For tropical volcanic soils that included andosols, cambisols, and ferralsols, Allo et al. (2020) calibrated models with spectral signatures obtained in the field and in the laboratory, obtaining better results in the validation of the model elaborated from signatures taken in situ (R2 = 0,91 and RPD = 3,29) when compared to the validation of the laboratory spectral model (R2 = 0,86 and RPD = 2,63). Allo et al. (2020) used a mechanical column auger to collect spectra in the field, allowing them to collect 30 signatures uniformly every 10 cm of the sampled soil column to establish an average signature for a single sample, achieving a closer representation of natural conditions. Doing this could have considerably improved the predictive ability of the model with spectra taken in situ vs. those acquired in the laboratory.
Given that the magnitudes of SOC and SCOS tend to increase at depths closer to the surface and decrease at lower depths in the soil profile (FAO, 2019; Stockmann et al., 2013), the Intergovernmental Panel on Climate Change recommends monitoring these organic C concentrations at least in the depth range of 0-30 cm (IPCC, 2019).
This recommendation is also motivated by the fact that the first 30 cm from the soil surface usually experience substantial changes in SOC due to management practices. Hence, the detection of variations in SOC reserves at this depth range could be noticed in shorter periods of time, depending on the activities carried out on them (Huang et al., 2019). In this regard, the oxisols of the Eastern Plains in the study area show a cumulative mean value of 78,85 tC ha-1 in the first 30 cm of soil depth, which, for estimated spectral data, equals 79,86 tC ha-1 and corresponds to approximately 72% of the total SOCS present in the profile considered.
SOCS spatial variation
The vertical variation of the soil properties is shown in Figure 4. The splines allowed to estimate the value of soil attributes within each measured depth. Furthermore, the addition of boxplots to these diagrams aided in examining the similarity between measured and estimated data. At first glance, it can be noted that the resulting splines for BD have clear differences, which are attributed to the low representativeness of the spectral model. The interquartile range, as well as the whiskers of the boxplots, showed a considerable reduction for the estimated data in comparison with the measured values. The unrepresentativeness obtained in the spectral modeling for BD can be associated with the alteration of the structure of the soil samples prior to the signature acquisitions, as the soil samples were dried and sieved.

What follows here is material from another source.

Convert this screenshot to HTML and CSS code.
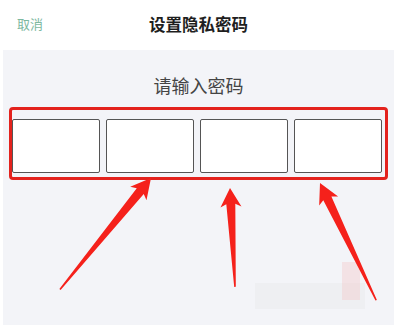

Furthermore, the splines confirmed the excellent performance of spectral models for SOC and SOCSv. Even though a reduction can be perceived in the interquartile ranges of the boxplots of the estimated data when compared to those of the measured data, in general, the ranges of the whiskers of the estimated and measured data are similar. However, it can be pointed out that the loss of performance of the SCOS spectral model in comparison with the SOC one is due to the incorporation of the BD in the estimated variables, since this property could not be estimated directly with the same degree of representativeness.
The results of the geostatistical analysis for the measured and estimated SOCS are shown in Figure 5 and Table 5. The semivariograms were adjusted to spherical and exponential models, which were the same for the measured and estimated data at every depth range except for 10-20 cm. Moreover, for each of the semivariograms in the five sampling depths, the nugget and sill values were lower for the spectral vs. the measured data. Therefore, it can be stated that the variance is lower in the estimated data. Lower nugget and sill values for the spectral data have also been reported by other authors (Araújo et al., 2015; Bonett et al., 2016; Camacho-Tamayo et al., 2017; Wetterlind et al., 2008). Among the sampling depths, the greatest variability of the SOCS was evidenced in the semivariograms at the closest range to the soil surface, which is consistent with the natural addition processes taking place in the study area.
The use of spectrally estimated data in the construction of semivariograms did not modify the spatial variation tendency of the SOCS, as was verified in the obtained models and the interpolation surfaces illustrated in Figure 5. DSD shows moderate spatial dependence for each of the sampling depths, which is also consistent for the spectral and measured data. In addition, most R2 and CVC values were above 0,70.
The geostatistical interpolation surfaces obtained from estimated and measured data showed a high degree of correspondence at each sampling depth. This is a positive indicator for approaching SOCS monitoring through spectral models, given that, once a sufficiently robust model is reached with adequate performance regarding the needs, the volume of information obtained could increase without the need to spend resources on conventional laboratory analyses, which is convenient for addressing soil studies in the context of climate change.
Conclusions
NIR spectroscopy allowed estimating, with a high degree of representativeness, the SOCS of oxisol in the study area. The results suggest that laboratory analyses for SOCS could be largely substituted or complemented by an approach involving spectral techniques in the NIR region. This work also showed that data derived from NIR models could be integrated into geostatistical evaluations for Colombian oxisols.